#### Task directions:
Reproduce the listing below exactly, beginning with its first line and ending with the line that holds "const abas = ['返水', '待领取', '利息宝', '领取记录', '公积金'];"; pictures are not part of the copy.
[begin Recorded data]
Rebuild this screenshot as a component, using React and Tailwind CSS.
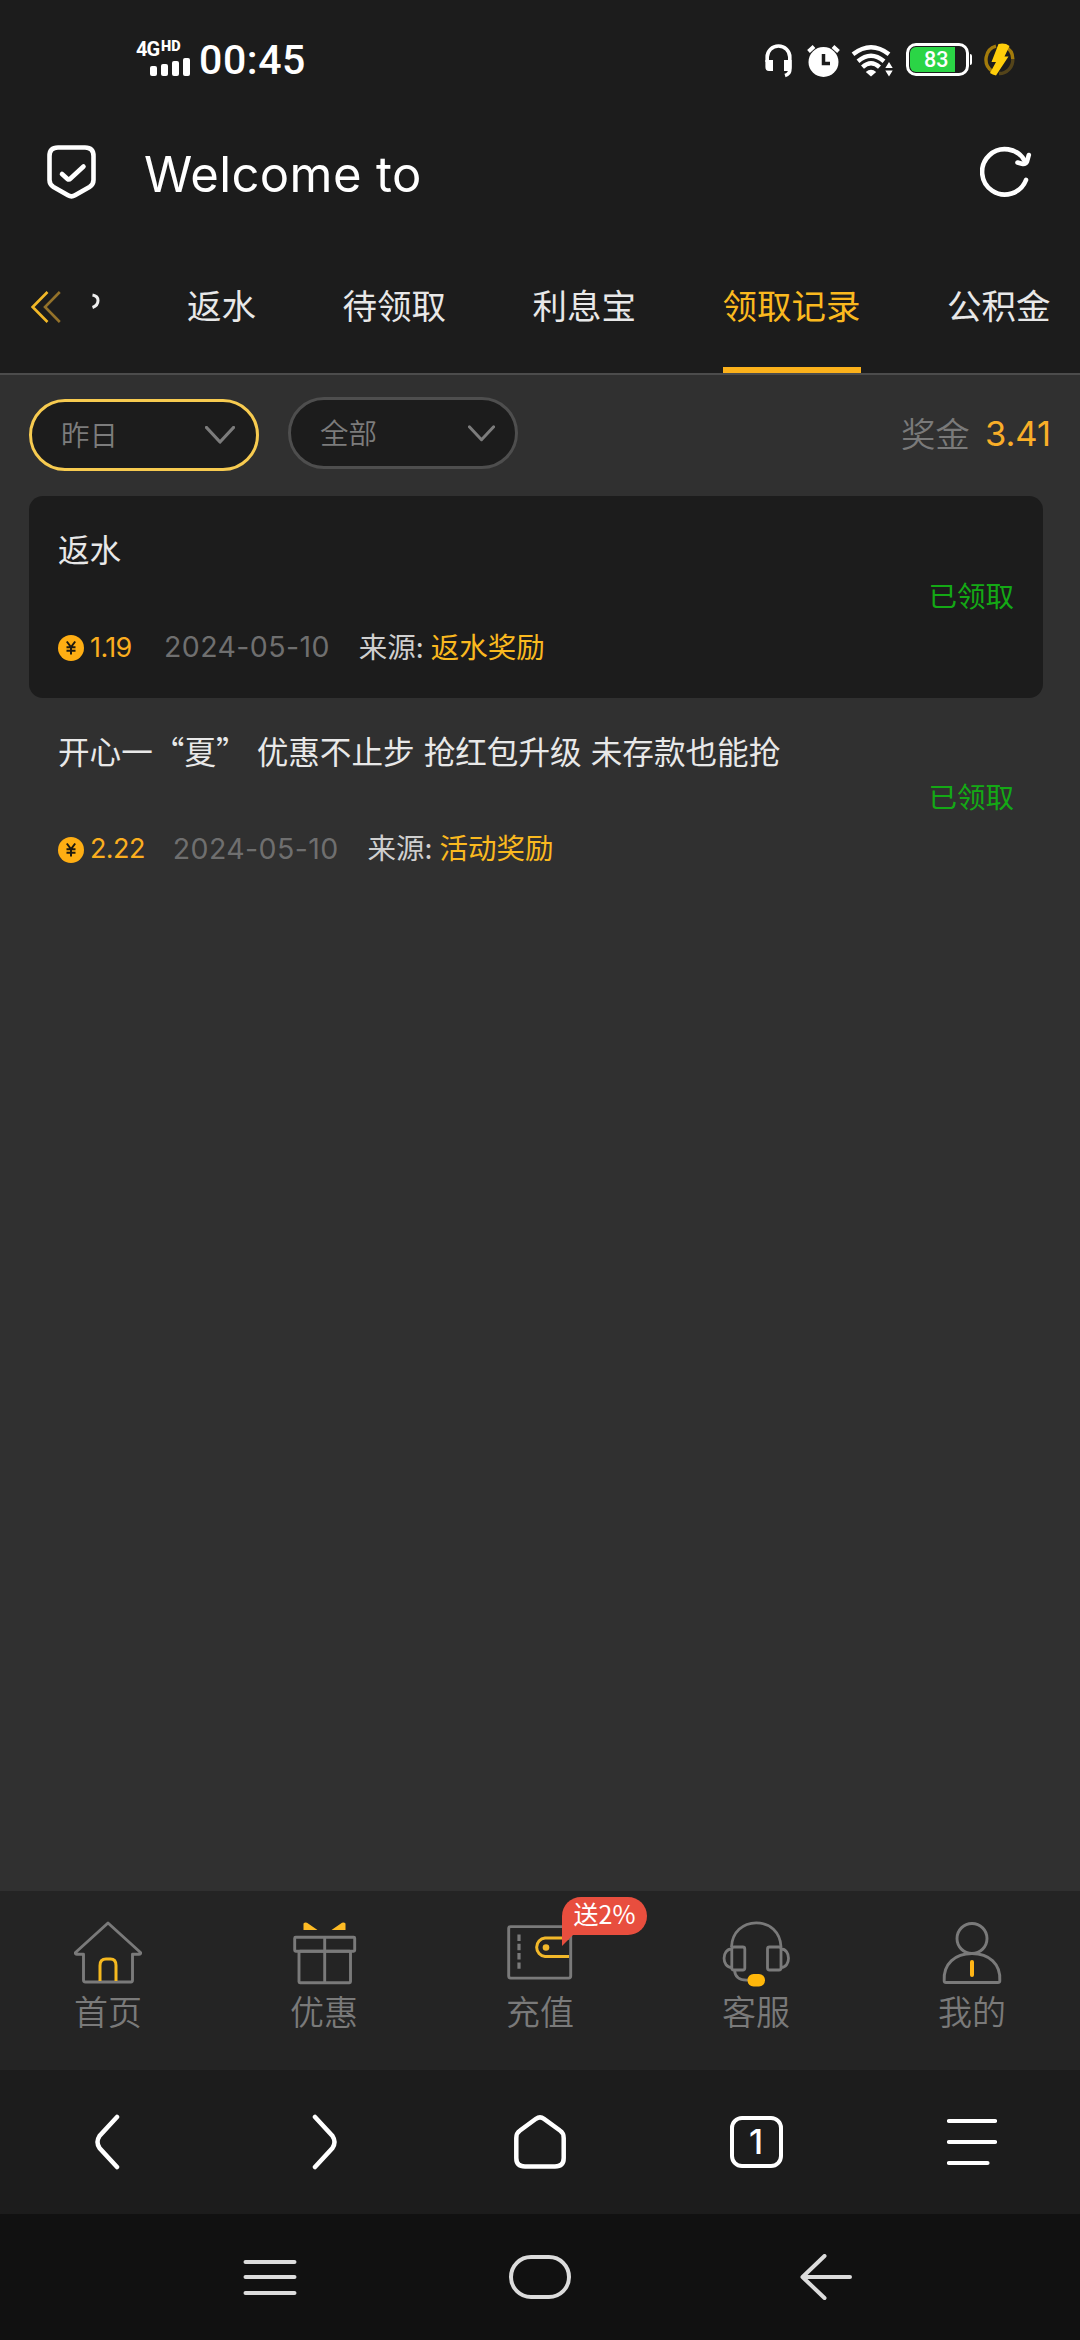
import React, { useState } from 'react';

const styles = {
  cjk: "font-['Noto_Sans_CJK_SC','Noto_Sans',sans-serif]",
  latin: "font-['Inter','Noto_Sans_CJK_SC',sans-serif]",
  status: "font-['Roboto','Noto_Sans_CJK_SC',sans-serif]",
};

const abas = ['返水', '待领取', '利息宝', '领取记录', '公积金'];

const registros = [
  { id: 1, titulo: '返水', valor: '1.19', data: '2024-05-10', origem: '返水奖励', status: '已领取' },
  { id: 2, titulo: '开心一“夏” 优惠不止步 抢红包升级 未存款也能抢', valor: '2.22', data: '2024-05-10', origem: '活动奖励', status: '已领取' },
];

function StatusBar() {
  return (
    <div className={`flex h-[120px] justify-between pl-[136px] pr-[65px] text-white ${styles.status}`}>
      <div className="flex pt-[42px]">
        <div className="w-[54px]">
          <div className="flex h-4 items-start font-bold">
            <span className="w-[25px] text-[20px] leading-[15px] tracking-[-1px]">4G</span>
            <span className="text-[14.5px] leading-[10px] font-black">HD</span>
          </div>
          <div className="flex items-end gap-1 pl-[14px]">
            <span className="h-[10px] w-[7px] rounded-xs bg-white" />
            <span className="h-[12px] w-[7px] rounded-xs bg-white" />
            <span className="h-[15px] w-[7px] rounded-xs bg-white" />
            <span className="h-[18px] w-[7px] rounded-xs bg-white" />
          </div>
        </div>
        <span className="pl-[9px] text-[41px] leading-[37px] font-medium tracking-[0.6px]">00:45</span>
      </div>

      <div className="flex items-start pt-[43px]">
        <svg className="mt-px h-[34px] w-[27px]" viewBox="0 0 27 34" fill="none">
          <path d="M2.2 18V13A11.3 11 0 0 1 24.8 13V26Q24.8 30 20 31.5" stroke="#fff" strokeWidth="3.6" />
          <path d="M.4 16H8V27H4Q.4 27 .4 23Z M19 16h7.6v7q0 4-3.6 4h-4z" fill="#fff" />
        </svg>
        <svg className="mt-[2px] ml-[15px] h-[32px] w-[33px]" viewBox="0 0 33 32" fill="none">
          <circle cx="16.5" cy="17" r="15" fill="#fff" />
          <path d="M1.5 6.5 7 1.5M31.5 6.5 26 1.5" stroke="#fff" strokeWidth="4" />
          <path d="M16.5 9v9.5h6.5" stroke="#1c1c1c" strokeWidth="3.5" />
        </svg>
        <svg className="mt-px ml-[11px] h-[33px] w-[43px]" viewBox="0 0 43 33" fill="none">
          <g stroke="#fff" strokeWidth="4.4">
            <path d="M2 10.2Q20 -3.8 38 10.2" />
            <path d="M7 17.2Q20 6.2 33 17.2" />
            <path d="M11.5 23.2Q20 15.4 28.5 23.2" />
          </g>
          <path d="M14.8 28Q20 23.6 25.2 28L20 32.4Z" fill="#fff" />
          <path d="M34.3 24 38 18l3.7 6zM34.3 26.5h7.4L38 32.5z" fill="#fff" />
        </svg>
        <div className="ml-3 flex items-center">
          <div className="flex h-[33px] w-[63px] rounded-[10px] border-[3px] border-white p-px">
            <div className="flex w-[45px] items-center rounded-l-[6px] bg-[#2bd546] pl-[14px] text-[21.5px] leading-none font-medium">83</div>
          </div>
          <span className="ml-px h-[11px] w-[2px] rounded-r-xs bg-white" />
        </div>
        <svg className="ml-3 h-[33px] w-[31px]" viewBox="0 0 31 33" fill="none">
          <path d="M12 3.2A13.5 13.8 0 0 0 8 28M21 3.5A13.5 13.8 0 0 1 28.8 16" stroke="#a37b0b" strokeWidth="3.4" />
          <path d="M28.8 16A13.5 13.8 0 0 1 15 30.5" stroke="#54441a" strokeWidth="3.4" />
          <path d="M14.5 1Q21 -.5 25.5 3L20.5 13.5H24.5L12 32.5Q8.5 31.8 6 30L12 19H7.5Z" fill="#ffce0a" />
        </svg>
      </div>
    </div>
  );
}

function Header() {
  return (
    <div className="flex h-[104px] items-center pl-[47px] pr-[48px]">
      <svg className="h-[54px] w-[49px]" viewBox="0 0 49 54" fill="none" stroke="#fff" strokeWidth="4.6" strokeLinecap="round" strokeLinejoin="round">
        <path d="M11 2.5H38Q46.5 2.5 46.5 11V35Q46.5 39.5 42.5 42L28 50.3Q24.5 52.4 21 50.3L6.5 42Q2.5 39.5 2.5 35V11Q2.5 2.5 11 2.5Z" />
        <path d="M15 29 20.5 34Q22 35 23.5 33.5L36.5 21.5" />
      </svg>
      <h1 className={`ml-12 flex-1 pt-[4px] text-[49px] leading-none font-normal tracking-[0.4px] text-white ${styles.latin}`}>Welcome to</h1>
      <svg className="mb-[2px] h-[52px] w-[52px]" viewBox="0 0 52 52" fill="none" stroke="#fff" strokeWidth="4.6" strokeLinecap="round" strokeLinejoin="round">
        <path d="M46 35A22.7 22.7 0 1 1 44.5 15.5" />
        <path d="M48.8 10 47 16.5Q45.5 19.5 42 18.8L37.5 17.5" />
      </svg>
    </div>
  );
}

function Abas({ ativa, onChange }) {
  return (
    <div className="flex h-[151px] items-stretch border-b-2 border-[#4c4c4c] pl-[31px]">
      <svg className="mt-[67px] h-[32px] w-[30px] shrink-0" viewBox="0 0 30 32" fill="none" strokeWidth="2.6">
        <path d="M16.5 1 1.7 16 16.5 31" stroke="#f2b827" />
        <path d="M28.8 1 14 16 28.8 31" stroke="#94722a" />
      </svg>
      {/* fim da aba anterior, cortada pela rolagem */}
      <svg className="mt-[69px] ml-[31px] h-[17px] w-[8px] shrink-0" viewBox="0 0 8 17" fill="none">
        <path d="M.5 2Q6 3 6 7.5Q6 12.5 .5 14.5" stroke="#eee" strokeWidth="3" />
      </svg>
      <div className="ml-[87px] flex gap-[86.5px]">
        {abas.map(aba => (
          <button
            key={aba}
            onClick={() => onChange(aba)}
            className={`h-full shrink-0 border-b-[6px] pt-[17px] text-[34.5px] leading-none whitespace-nowrap ${
              ativa === aba ? 'border-[#fbb11b] text-[#fab91f]' : 'border-transparent text-[#e8e8e8]'
            }`}
          >
            {aba}
          </button>
        ))}
      </div>
    </div>
  );
}

function Filtro({ texto, ativo }) {
  return (
    <button
      className={`flex h-[72px] w-[230px] items-center justify-between rounded-full border-[3px] bg-[#1c1c1c] text-[28.5px] leading-none text-[#7c7c7c] ${
        ativo ? 'mt-[2px] border-[#f7cb50] pr-[21px] pl-[29px]' : 'border-[#4e4e4e] pr-[20px] pl-[29px]'
      }`}
    >
      <span className="pb-[2px] font-[350]">{texto}</span>
      <svg className={ativo ? 'h-[18px] w-[30px]' : 'h-[17px] w-[27px]'} viewBox="0 0 30 18" fill="none">
        <path d="M1.5 1.5 15 16 28.5 1.5" stroke="#7c7c7c" strokeWidth="3.3" strokeLinejoin="round" strokeLinecap="round" />
      </svg>
    </button>
  );
}

function Registro({ r, destaque }) {
  return (
    <div className={`flex h-[201.5px] items-center justify-between rounded-[14px] pr-[29px] pl-[29px] ${destaque ? 'bg-[#1c1c1c]' : ''}`}>
      <div className="h-full pt-[33px]">
        <p className="h-[38px] text-[31.6px] leading-[38px] whitespace-nowrap text-[#e8e8e8] [word-spacing:2px]">{r.titulo}</p>
        <div className="mt-[63px] flex h-9 items-center text-[28.5px] leading-none whitespace-nowrap">
          <svg className="h-[26px] w-[26px]" viewBox="0 0 26 26" fill="none">
            <circle cx="13" cy="13" r="13" fill="#ffae13" />
            <path d="M8.8 6.5 13 12 17.2 6.5M13 12V19.5M8.5 12.2H17.5M8.5 15.8H17.5" stroke="#1f1a10" strokeWidth="2" />
          </svg>
          <span className={`ml-[6px] min-w-[46px] pb-[2px] text-[27px] tracking-[-0.6px] text-[#fbae1f] ${styles.latin}`}>{r.valor}</span>
          <span className={`ml-[28px] pb-px text-[28.5px] tracking-[0.4px] text-[#6f6f6f] ${styles.latin}`}>{r.data}</span>
          <span className="ml-[29px] pb-[4px] text-[#cfcfcf]">来源:</span>
          <span className="ml-[7px] pb-[4px] text-[#fab91f]">{r.origem}</span>
        </div>
      </div>
      <span className="pb-[4px] text-[28.5px] leading-none text-[#14a915]">{r.status}</span>
    </div>
  );
}

function IconeInicio() {
  return (
    <svg className="h-[66px] w-[68px]" viewBox="0 0 68 66" fill="none" strokeWidth="2.9" strokeLinejoin="round">
      <path d="M34 2 1.5 31.5Q1 33.2 3 33.2H9.5V59Q9.5 61 11.5 61H57Q58.5 61 58.5 59V33.2H65Q67 33.2 66.5 31.5Z" stroke="#7a7a7a" />
      <path d="M26 60V44.5Q26 38 32 38H36.5Q42 38 42 44.5V60" stroke="#f6b91f" strokeWidth="3" />
    </svg>
  );
}

function IconePromo() {
  return (
    <svg className="ml-[3px] h-[66px] w-[68px]" viewBox="0 0 68 66" fill="none">
      <path d="M11.5 2.5Q13 .8 15 1.8L25.5 9H11.5ZM53.5 2.5Q52 .8 50 1.8L39.5 9H53.5Z" fill="#fdbb24" />
      <g stroke="#7a7a7a" strokeWidth="2.9">
        <rect x="2.7" y="16.3" width="60" height="14" rx="1" />
        <rect x="7" y="30.3" width="51.5" height="31.5" rx="1" />
        <path d="M32.7 16.3V61.8" />
      </g>
    </svg>
  );
}

function IconeRecarga() {
  return (
    <svg className="h-[66px] w-[68px]" viewBox="0 0 68 66" fill="none">
      <rect x="2.7" y="5.6" width="62" height="51.5" rx="2" stroke="#7a7a7a" strokeWidth="2.9" />
      <path d="M13 13.500V48" stroke="#7a7a7a" strokeWidth="3.2" strokeDasharray="6.4 2.9" />
      <path d="M63 17H39A9.3 9.3 0 0 0 39 35.500H63" stroke="#f2b82a" strokeWidth="3" />
      <circle cx="40" cy="26.5" r="3.3" fill="#f2b82a" />
    </svg>
  );
}

function IconeSuporte() {
  return (
    <svg className="h-[66px] w-[68px]" viewBox="0 0 68 66" fill="none" stroke="#7a7a7a" strokeWidth="2.8">
      <path d="M9.5 26C10 11 21 1.8 34.3 1.8S58.5 11 59 26" />
      <rect x="9.8" y="26" width="13" height="23" rx="2" />
      <rect x="45.5" y="26" width="13.5" height="23" rx="2" />
      <path d="M9.8 28C-.5 28 -.5 46.5 9.8 46.5M59 28C69 28 69 46.5 59 46.5M12.5 49C13 56 17 59.5 26 59" />
      <rect x="25.5" y="53" width="17.5" height="12.5" rx="6" fill="#ffb70a" stroke="none" />
    </svg>
  );
}

function IconePerfil() {
  return (
    <svg className="h-[66px] w-[68px]" viewBox="0 0 68 66" fill="none" stroke="#7a7a7a" strokeWidth="2.9">
      <circle cx="34" cy="17.5" r="15" />
      <path d="M6.2 60C5 43 17 32.5 34 32.5S63 43 61.8 60Q61.6 61.5 60 61.5H8Q6.3 61.5 6.2 60Z" />
      <path d="M34 41V54" stroke="#ffb516" strokeWidth="4" strokeLinecap="round" />
    </svg>
  );
}

const menu = [
  { nome: '首页', Icone: IconeInicio },
  { nome: '优惠', Icone: IconePromo },
  { nome: '充值', Icone: IconeRecarga, selo: '送2%' },
  { nome: '客服', Icone: IconeSuporte },
  { nome: '我的', Icone: IconePerfil },
];

function MenuInferior() {
  return (
    <nav className="grid h-[179px] grid-cols-5 bg-[#242424]">
      {menu.map(({ nome, Icone, selo }) => (
        <div key={nome} className="relative flex flex-col items-center pt-[30px]">
          <Icone />
          <span className="mt-[6px] text-[34px] leading-[35px] font-[350] text-[#7a7a7a]">{nome}</span>
          {selo && (
            <div className="absolute top-[6px] left-[130px]">
              <div className="flex h-[38px] w-[85px] items-center justify-center rounded-[19px] rounded-bl-none bg-[#e84e3e] pb-[5px] text-[25px] leading-none whitespace-nowrap text-white">{selo}</div>
              <svg className="h-[11px] w-[14px]" viewBox="0 0 14 11"><path d="M0 0H11L0 11Z" fill="#e84e3e" /></svg>
            </div>
          )}
        </div>
      ))}
    </nav>
  );
}

function BarraNavegador() {
  return (
    <div className="grid h-[144px] grid-cols-5 items-center justify-items-center bg-[#1c1c1c]">
      <svg className="h-[56px] w-[28px]" viewBox="0 0 28 56" fill="none" stroke="#fff" strokeWidth="4.5" strokeLinecap="round">
        <path d="M23 3 5.5 22Q1.500 28 5.5 34L23 53" />
      </svg>
      <svg className="h-[56px] w-[28px]" viewBox="0 0 28 56" fill="none" stroke="#fff" strokeWidth="4.5" strokeLinecap="round">
        <path d="M5 3 22.5 22Q26.500 28 22.5 34L5 53" />
      </svg>
      <svg className="h-[54px] w-[52px]" viewBox="0 0 52 54" fill="none" stroke="#fff" strokeWidth="4.5" strokeLinejoin="round">
        <path d="M22 3.8Q26 1 30 3.8L46 15.5Q49.7 18 49.7 23V43Q49.7 51.5 41 51.5H11Q2.3 51.5 2.3 43V23Q2.3 18 6 15.5Z" />
      </svg>
      <div className={`flex h-[52px] w-[53px] items-center justify-center rounded-[12px] border-[4.5px] border-white text-[34px] leading-none font-medium text-white ${styles.latin}`}>1</div>
      <svg className="h-[48px] w-[50px]" viewBox="0 0 50 48" fill="none" stroke="#fff" strokeWidth="4.2" strokeLinecap="round">
        <path d="M2 3H48M2 24H48M2 45H40.5" />
      </svg>
    </div>
  );
}

function BarraSistema() {
  return (
    <div className="grid h-[126px] grid-cols-3 items-center justify-items-center bg-[#111111] px-[135px]">
      <svg className="h-[36px] w-[54px]" viewBox="0 0 54 36" fill="none" stroke="#dcdcdc" strokeWidth="4" strokeLinecap="round">
        <path d="M2.500 3H51.500M2.500 18H51.500M2.500 34H51.500" />
      </svg>
      <div className="h-[44px] w-[62px] rounded-[22px] border-4 border-[#dcdcdc]" />
      <svg className="ml-[31px] h-[46px] w-[52px]" viewBox="0 0 52 46" fill="none" stroke="#dcdcdc" strokeWidth="4" strokeLinecap="round" strokeLinejoin="round">
        <path d="M50 23H2.500M24.500 2 2.500 23 24.500 44" />
      </svg>
    </div>
  );
}

export default function App() {
  const [aba, setAba] = useState('领取记录');

  return (
    <div className={`flex h-[2340px] w-[1080px] flex-col overflow-hidden bg-[#303030] ${styles.cjk}`}>
      <header className="bg-[#1c1c1c]">
        <StatusBar />
        <Header />
        <Abas ativa={aba} onChange={setAba} />
      </header>

      <main className="flex-1">
        <div className="flex h-[121px] items-start gap-[29px] pt-[22px] pr-[29px] pl-[29px]">
          <Filtro texto="昨日" ativo />
          <Filtro texto="全部" />
          <div className="flex h-[74px] flex-1 items-center justify-end gap-[15px] leading-none">
            <span className="pb-[4px] text-[34.5px] font-[350] text-[#7a7a7a]">奖金</span>
            <span className={`text-[34.5px] text-[#f9ae28] ${styles.latin}`}>3.41</span>
          </div>
        </div>
        <div className="pr-[37px] pl-[29px]">
          {registros.map((r, i) => (
            <Registro key={r.id} r={r} destaque={i % 2 === 0} />
          ))}
        </div>
      </main>

      <MenuInferior />
      <BarraNavegador />
      <BarraSistema />
    </div>
  );
}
[end Recorded data]
#### Exercise result:
Rebuild this screenshot as a component, using React and Tailwind CSS.
import React, { useState } from 'react';

const styles = {
  cjk: "font-['Noto_Sans_CJK_SC','Noto_Sans',sans-serif]",
  latin: "font-['Inter','Noto_Sans_CJK_SC',sans-serif]",
  status: "font-['Roboto','Noto_Sans_CJK_SC',sans-serif]",
};

const abas = ['返水', '待领取', '利息宝', '领取记录', '公积金'];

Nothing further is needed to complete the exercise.